Today's Guardian Technology outlines Professor Mike Thelwall's research into comments on myspace that show "emotion is key when it comes to understanding each other." While this might not be a huge surprise, it is the first analysis of social networking corpora that I have seen. I hope to see more.
When I started getting into web2.0, I knew I was on to something - as I am sure most efl/e-learning/edtech people are. You can just feel new modes or genres of communication opening up before your eyes.
My most recent/decent blog post began to question the relevancy of the concept of 'communicative competence' in web2.0 mediated communciation that is thick with phatic communication. I hope research on web2.0 communication can shift the emphasis in applied linguistics from instrumental models of communication (see objections to the conduit metaphor of language) towards more sociocultural models. Now I can feel somewhat vindicated.
Among Prof Thelwall's finding are strings of stats showing typographic slang (e.g. omg, lol, rofl), pictograms, interjections (e.g. meh!) and an abundance of non-standard vocab, punctuation and grammar. I assume this 'non-standard English' would be even greater when using English as a lingua franca. (More info on Prof Thelwall university dept here. Research paper available too.)
For me, this points towards the much greater importance of sociocultural meaning over instrumental meaning, the figural over the literal. In addition, the culture(s) defining the genre of communciation are becoming more idiosyncratic; you could say the genres are becoming micro-genres.
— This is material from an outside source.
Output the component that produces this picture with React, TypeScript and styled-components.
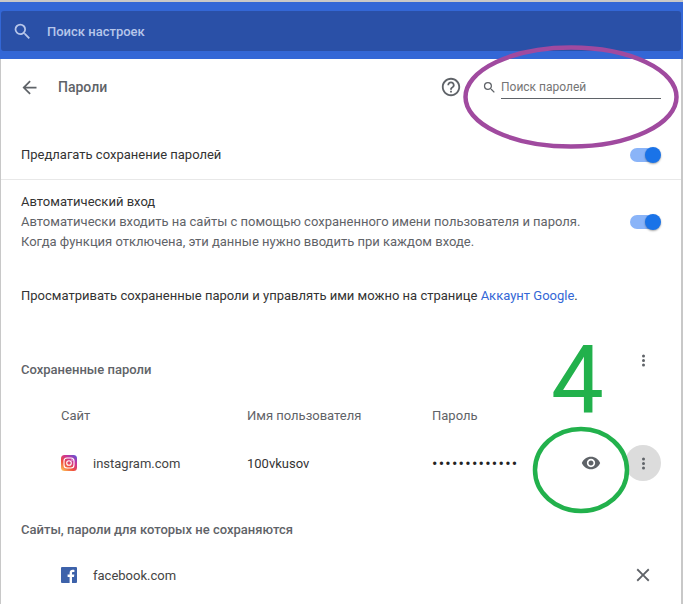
import React from "react";
import styled, { createGlobalStyle } from "styled-components";

const GlobalStyle = createGlobalStyle`
  html, body { margin: 0; padding: 0; background: #fff; }
  body { font-family: Roboto, "Noto Sans", sans-serif; }
`;

const App: React.FC = () => {
  return (
    <>
      <GlobalStyle />
      <Page>
        <TopBar>
          <SearchBox>
            <SearchGlyph size={21} color="#b7c6ea" viewBox="0 0 24 24">
              <path d="M15.5 14h-.79l-.28-.27A6.47 6.47 0 0 0 16 9.5 6.5 6.5 0 1 0 9.5 16c1.61 0 3.09-.59 4.23-1.57l.27.28v.79l5 4.99L20.49 19l-4.99-5zm-6 0C7.01 14 5 11.99 5 9.5S7.01 5 9.5 5 14 7.01 14 9.5 11.99 14 9.5 14z" />
            </SearchGlyph>
            <SearchHint>Поиск настроек</SearchHint>
          </SearchBox>
        </TopBar>

        <Card>
          <TitleRow>
            <BackButton viewBox="0 0 24 24" width="21" height="21">
              <path d="M20 11H7.83l5.59-5.59L12 4l-8 8 8 8 1.41-1.41L7.83 13H20v-2z" />
            </BackButton>
            <Title>Пароли</Title>
            <Spacer />
            <HelpIcon viewBox="0 0 24 24" width="22" height="22">
              <path d="M11 18h2v-2h-2v2zm1-16C6.48 2 2 6.48 2 12s4.48 10 10 10 10-4.48 10-10S17.52 2 12 2zm0 18c-4.41 0-8-3.59-8-8s3.59-8 8-8 8 3.59 8 8-3.59 8-8 8zm0-14c-2.21 0-4 1.79-4 4h2c0-1.1.9-2 2-2s2 .9 2 2c0 2-3 1.75-3 5h2c0-2.25 3-2.5 3-5 0-2.21-1.79-4-4-4z" />
            </HelpIcon>
            <PasswordSearch>
              <SearchGlyph size={15} color="#5f6368" viewBox="0 0 24 24">
                <path d="M15.5 14h-.79l-.28-.27A6.47 6.47 0 0 0 16 9.5 6.5 6.5 0 1 0 9.5 16c1.61 0 3.09-.59 4.23-1.57l.27.28v.79l5 4.99L20.49 19l-4.99-5zm-6 0C7.01 14 5 11.99 5 9.5S7.01 5 9.5 5 14 7.01 14 9.5 11.99 14 9.5 14z" />
              </SearchGlyph>
              <PasswordInput>Поиск паролей</PasswordInput>
            </PasswordSearch>
          </TitleRow>

          <OfferRow>
            <BodyText>Предлагать сохранение паролей</BodyText>
            <Toggle />
          </OfferRow>

          <AutoRow>
            <div>
              <BodyText>Автоматический вход</BodyText>
              <Secondary>Автоматически входить на сайты с помощью сохраненного имени пользователя и пароля.</Secondary>
              <Secondary>Когда функция отключена, эти данные нужно вводить при каждом входе.</Secondary>
            </div>
            <Toggle />
          </AutoRow>

          <AccountLine>
            Просматривать сохраненные пароли и управлять ими можно на странице <AccountLink>Аккаунт Google</AccountLink>.
          </AccountLine>

          <SavedHeader>
            <SectionTitle>Сохраненные пароли</SectionTitle>
            <HeaderMore />
          </SavedHeader>

          <TableHead>
            <SiteCol>Сайт</SiteCol>
            <UserCol>Имя пользователя</UserCol>
            <PassCol>Пароль</PassCol>
          </TableHead>

          <PasswordRow>
            <SiteCell>
              <svg width="16" height="16" viewBox="0 0 16 16">
                <defs>
                  <linearGradient id="ig" x1="0.1" y1="1" x2="0.9" y2="0">
                    <stop offset="0" stopColor="#fdc35c" />
                    <stop offset="0.35" stopColor="#f0503c" />
                    <stop offset="0.7" stopColor="#c9329a" />
                    <stop offset="1" stopColor="#5b55d6" />
                  </linearGradient>
                </defs>
                <rect width="16" height="16" rx="3.5" fill="url(#ig)" />
                <rect x="3" y="3" width="10" height="10" rx="3" fill="none" stroke="#fff" strokeWidth="1.1" />
                <circle cx="8" cy="8" r="2.3" fill="none" stroke="#fff" strokeWidth="1.1" />
                <circle cx="11" cy="5" r="0.7" fill="#fff" />
              </svg>
              <SiteName>instagram.com</SiteName>
            </SiteCell>
            <UserCell>100vkusov</UserCell>
            <Dots>•••••••••••••</Dots>
            <EyeIcon viewBox="0 0 24 24" width="20" height="20">
              <path d="M12 4.5C7 4.5 2.73 7.61 1 12c1.73 4.39 6 7.5 11 7.5s9.27-3.11 11-7.5c-1.73-4.39-6-7.5-11-7.5zM12 17c-2.76 0-5-2.24-5-5s2.24-5 5-5 5 2.24 5 5-2.24 5-5 5zm0-8c-1.66 0-3 1.34-3 3s1.34 3 3 3 3-1.34 3-3-1.34-3-3-3z" />
            </EyeIcon>
            <RoundButton>
              <MoreIcon />
            </RoundButton>
          </PasswordRow>

          <NeverTitle>Сайты, пароли для которых не сохраняются</NeverTitle>

          <NeverRow>
            <svg width="16" height="16" viewBox="0 0 16 16">
              <rect width="16" height="16" rx="1" fill="#3d62aa" />
              <path d="M11 16v-6h2l.3-2.4H11V6.1c0-.7.2-1.1 1.2-1.1h1.2V2.9c-.2 0-.9-.1-1.8-.1-1.8 0-3 1.1-3 3.1v1.7H6.6V10h2v6z" fill="#fff" />
            </svg>
            <SiteName>facebook.com</SiteName>
            <Spacer />
            <CloseIcon viewBox="0 0 24 24" width="22" height="22">
              <path d="M19 6.41 17.59 5 12 10.59 6.41 5 5 6.41 10.59 12 5 17.59 6.41 19 12 13.41 17.59 19 19 17.59 13.41 12z" />
            </CloseIcon>
          </NeverRow>
        </Card>

        <PurpleRing viewBox="0 0 216 104" width="216" height="104">
          <ellipse cx="108" cy="52" rx="105.5" ry="49.5" fill="none" stroke="#a04a9f" strokeWidth="4.5" />
        </PurpleRing>
        <GreenRing viewBox="0 0 98 88" width="98" height="88">
          <ellipse cx="49" cy="44" rx="46" ry="41" fill="none" stroke="#22b14c" strokeWidth="4.5" />
        </GreenRing>
        <BigFour>4</BigFour>
      </Page>
    </>
  );
};

const Page = styled.div`
  position: relative;
  width: 683px;
  height: 604px;
  overflow: hidden;
  box-sizing: border-box;
  border-top: 2px solid #c8c8c8;
  background: #fff;
`;

const TopBar = styled.div`
  background: #3367d6;
  height: 57px;
  padding: 9px 2px 0 1px;
  box-sizing: border-box;
`;

const SearchBox = styled.div`
  height: 40px;
  background: #2a50a7;
  border-radius: 3px;
  display: flex;
  align-items: center;
  padding-left: 11px;
`;

const SearchGlyph = styled.svg.attrs<{ size: number; color: string }>((p) => ({
  width: p.size,
  height: p.size,
  fill: p.color,
}))<{ size: number; color: string }>`
  flex: none;
`;

const SearchHint = styled.span`
  margin-left: 14px;
  font-size: 13px;
  font-weight: 500;
  color: #b7c6ea;
`;

const Card = styled.div`
  border-left: 1px solid #c8c8c8;
  border-right: 2px solid #c8c8c8;
  height: 545px;
  box-sizing: border-box;
`;

const TitleRow = styled.div`
  display: flex;
  align-items: center;
  height: 56px;
  padding: 0 20px 0 18px;
`;

const BackButton = styled.svg`
  fill: #5f6368;
  flex: none;
`;

const Title = styled.div`
  margin-left: 18px;
  font-size: 14px;
  font-weight: 500;
  color: #5f6368;
`;

const Spacer = styled.div`
  flex: 1;
`;

const HelpIcon = styled.svg`
  fill: #5f6368;
  margin-right: 20px;
`;

const PasswordSearch = styled.div`
  display: flex;
  align-items: center;
  gap: 4px;
`;

const PasswordInput = styled.div`
  width: 160px;
  height: 24px;
  line-height: 24px;
  box-sizing: border-box;
  border-bottom: 1px solid #5f6368;
  font-size: 12px;
  color: #757575;
`;

const OfferRow = styled.div`
  display: flex;
  align-items: center;
  justify-content: space-between;
  height: 65px;
  box-sizing: border-box;
  padding: 16px 20px 0;
  border-bottom: 1px solid #e8e8e8;
`;

const BodyText = styled.div`
  font-size: 13px;
  line-height: 20px;
  color: #333;
`;

const Secondary = styled.div`
  font-size: 13px;
  line-height: 20px;
  color: #5f6368;
`;

const Toggle = styled.div`
  position: relative;
  flex: none;
  width: 26px;
  height: 14px;
  margin-right: 5px;
  border-radius: 7px;
  background: #8ab4f8;

  &::after {
    content: "";
    position: absolute;
    right: -5px;
    top: -1px;
    width: 16px;
    height: 16px;
    border-radius: 50%;
    background: #1a73e8;
    box-shadow: 0 1px 2px rgba(0, 0, 0, 0.35);
  }
`;

const AutoRow = styled.div`
  display: flex;
  align-items: center;
  justify-content: space-between;
  padding: 12px 20px 0;
`;

const AccountLine = styled.div`
  margin-top: 34px;
  padding: 0 20px;
  font-size: 13px;
  line-height: 20px;
  color: #333;
`;

const AccountLink = styled.span`
  color: #3367d6;
`;

const SavedHeader = styled.div`
  display: flex;
  align-items: center;
  justify-content: space-between;
  margin-top: 47px;
  padding-left: 20px;
  height: 32px;
`;

const SectionTitle = styled.div`
  font-size: 13px;
  font-weight: 500;
  color: #5f6368;
`;

const MoreIcon = styled.span`
  display: block;
  width: 3px;
  height: 3px;
  border-radius: 50%;
  background: #5f6368;
  box-shadow: 0 4.5px 0 #5f6368, 0 -4.5px 0 #5f6368;
`;

const HeaderMore = styled(MoreIcon)`
  margin: 0 36px 18px 0;
`;

const TableHead = styled.div`
  display: flex;
  align-items: center;
  margin-top: 20px;
  height: 20px;
  font-size: 13px;
  color: #5f6368;
`;

const SiteCol = styled.div`
  width: 186px;
  padding-left: 60px;
`;

const UserCol = styled.div`
  width: 185px;
`;

const PassCol = styled.div``;

const PasswordRow = styled.div`
  display: flex;
  align-items: center;
  margin-top: 16px;
  height: 44px;
`;

const SiteCell = styled.div`
  display: flex;
  align-items: center;
  width: 186px;
  padding-left: 60px;
`;

const SiteName = styled.span`
  margin-left: 16px;
  font-size: 13px;
  color: #444;
`;

const UserCell = styled.div`
  width: 185px;
  font-size: 13px;
  color: #333;
`;

const Dots = styled.div`
  width: 149px;
  font-size: 16px;
  letter-spacing: 1.25px;
  color: #222;
`;

const EyeIcon = styled.svg`
  fill: #5f6368;
`;

const RoundButton = styled.div`
  display: flex;
  align-items: center;
  justify-content: center;
  margin-left: 24px;
  width: 36px;
  height: 36px;
  border-radius: 50%;
  background: #dcdcdc;
`;

const NeverTitle = styled.div`
  margin-top: 35px;
  padding-left: 20px;
  line-height: 20px;
  font-size: 13px;
  font-weight: 500;
  color: #5f6368;
`;

const NeverRow = styled.div`
  display: flex;
  align-items: center;
  margin-top: 13px;
  height: 44px;
  padding: 0 27px 0 60px;
`;

const CloseIcon = styled.svg`
  fill: #5f6368;
`;

const PurpleRing = styled.svg`
  position: absolute;
  left: 463px;
  top: 43px;
`;

const GreenRing = styled.svg`
  position: absolute;
  left: 532px;
  top: 424px;
`;

const BigFour = styled.div`
  position: absolute;
  left: 551px;
  top: 329px;
  font-family: Roboto, sans-serif;
  font-weight: 400;
  font-size: 94px;
  line-height: 100px;
  color: #22b14c;
`;

export default App;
Unfortunately, as ever, the hard head of science wants to ruin promising ground for theorising on the nature of language and communication. Prof Thelwall hopes his "research will result in the building of useful tools with emotion detection". Why do these guys always want to monitor and measure us? Great, some device will concordance my blog and tell me how unhappy I am? No thanks.
Sticking to the remit of this blog, let's get back to the implications for language. Could it be that web2.0 is hurrying the death of English and ushering in Globish? Or do we require an entirely new superordinate category of languages: dialect, lanaguage, global web language? Of course that would be presenting the new global English as a new 'English' when it is actually a plethora of 'Englishes'. (That should really be 'englishes' with a small 'e' to avoid any kind of nationalistic tendencies - 'english' isn't a proper noun anymore, more of an adjective.)
These 'microlanguages' really encapsulate all that is cultural about communication. Forums, groups, wikis, followers, are all communities that use their own little curious abbreviations, slang and emoticons. Maybe the real future of English is not as an all conquering, overarching, global language afterall (a la David Crystal), but as simply dissolving into fragmented cliques and mutually unintelligible subcultures, leaving behind the 'native speaker' as a historic relic. I think eventually we will stop adding neologisms to the English dictionary and just say, whatever, from now on, anything goes!
English: a postmodern language for the 21st century? Owned by none, created by all, with no absolute definitions of meaning, no rules of grammar, and no universal pragmatics?